Two definitions of a projective morphism

Question

In Hartshorne's Algebraic Geometry, page 103, a morphism $f: X \rightarrow Y$ is said to be projective if it factors as a closed immersion $X \rightarrow {\bf P}^n_Y$ followed by the projection ${\bf P}^n_Y \rightarrow Y$. As noted there, EGA II, 5.5 has another definition, namely $f$ is projective if it factors as a closed immersion $X \rightarrow {\bf P}(\cal E)$ followed by the projection map, where $\cal E$ is finite-type quasi-coherent ${\cal O}_Y$-module.

Hartshorne states without proof nor reference that the two definitions "are equivalent in case $Y$ itself is quasi-projective over an affine scheme".

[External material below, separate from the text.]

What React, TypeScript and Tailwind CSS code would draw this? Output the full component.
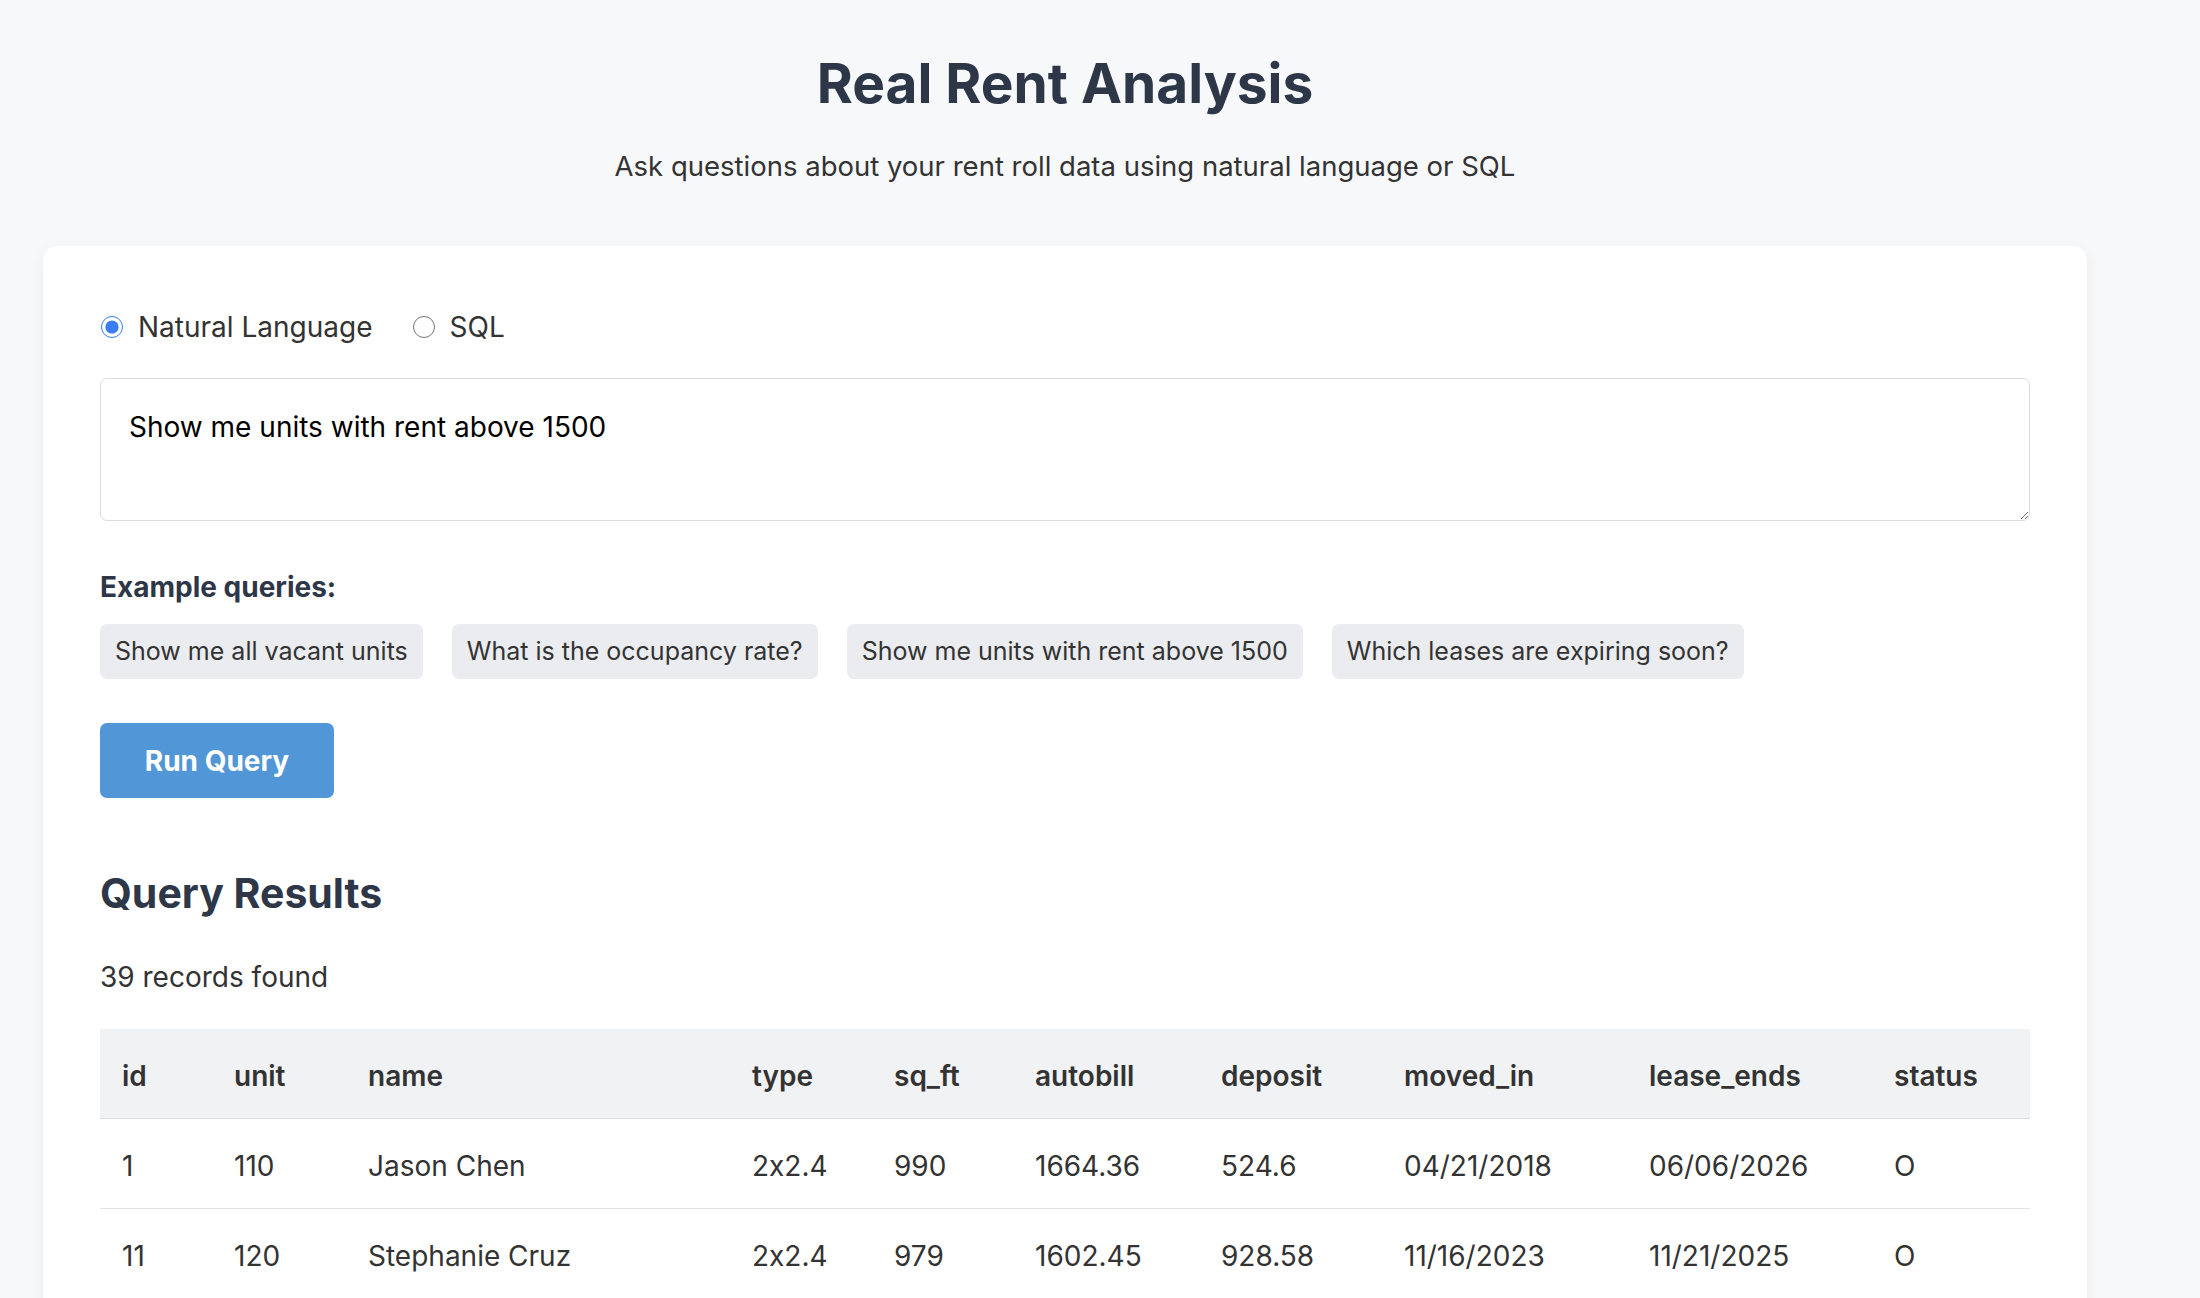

My question is: does anyone know a proof or a reference for this statement? And if not: is it correct?

Answer 1

Definitely, if $X$ is "Hartshorne-projective" it is also "EGA-projective" (take $\mathcal{E}$ to be a free bundle of rank $n+1$). The opposite direction is true if any coherent sheaf is globally generated by a finite-dimensional vector space of sections after some line bundle twist; indeed, if $V$ generates $\mathcal{E} \otimes L$ then the surjection $V \otimes \mathcal{O}_Y \to \mathcal{E} \otimes L$ induces a closed embedding $$ \mathbb{P}(\mathcal{E}) = \mathbb{P}(\mathcal{E} \otimes L) \to \mathbb{P}(V \otimes \mathcal{O}_Y) = \mathbb{P}^n_Y. $$ So, for instance if $Y$ satisfies reasonable finiteness conditions and admits an ample line bundle, the definitions are equivalent.